Treating it as a One-and-Done Activity: An empathy map is not a poster to hang on the wall and ignore. It decays as your user and product evolve. The map must be revisited and revised with new research findings to remain a relevant and trustworthy source of truth.

Ignoring the Tensions: The richest insights come from the gaps between quadrants—when what a user says contradicts what they do, or when their actions don’t align with their apparent feelings.
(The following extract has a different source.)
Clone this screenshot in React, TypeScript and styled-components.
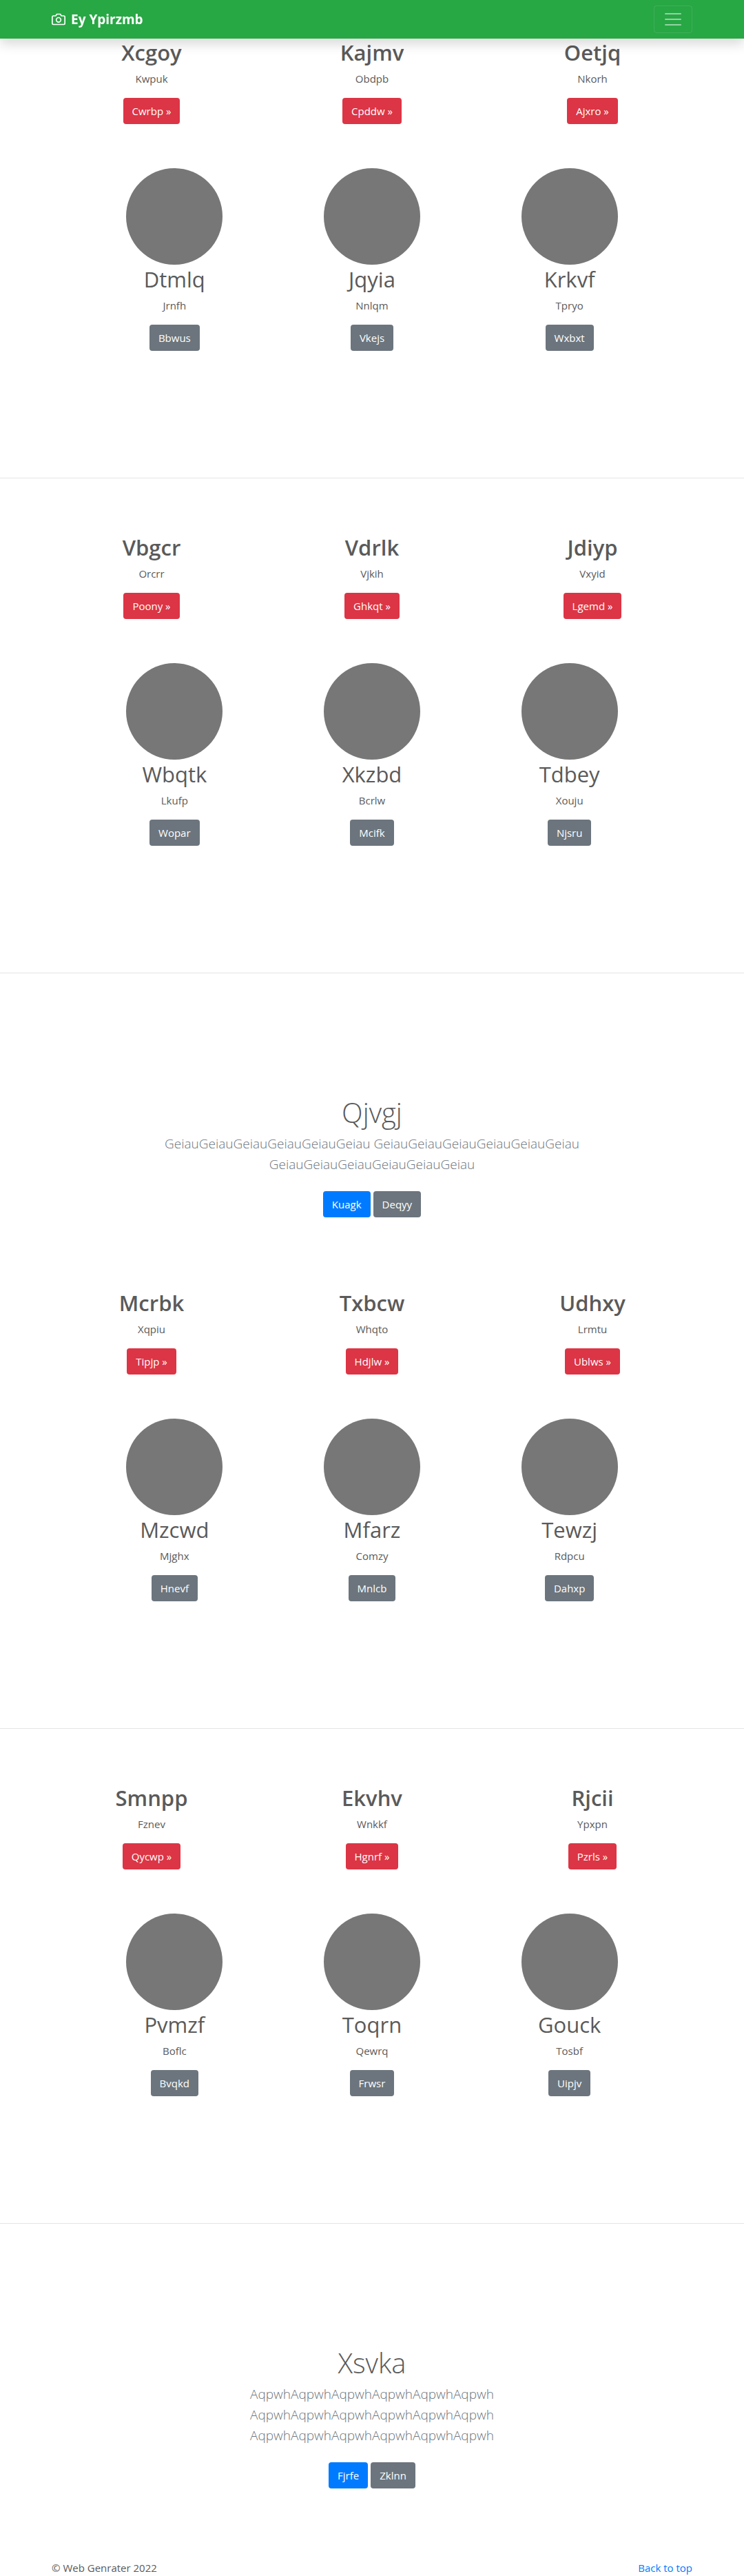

Failing to probe these dissonances means missing the map’s most valuable revelations about unarticulated needs.

Summary

  • An empathy map structures your understanding of a user segment across four quadrants: Says, Thinks, Feels, and Does, transforming data into a narrative of user motivation.
  • Facilitate collaborative workshops to build shared team understanding, starting with observable facts (Says/Does) before synthesizing inferred states (Thinks/Feels).
  • Synthesize workshop output into a durable, dated artifact that cites its research sources, making it a living document that guides ongoing discovery.
  • Use empathy maps to add psychological depth to personas and to illuminate specific moments in a user journey map, creating a more complete picture of the user experience.
  • Drive product decisions by using the empathy map to humanize problem statements, evaluate feature ideas, and ensure user needs remain central to strategic debates.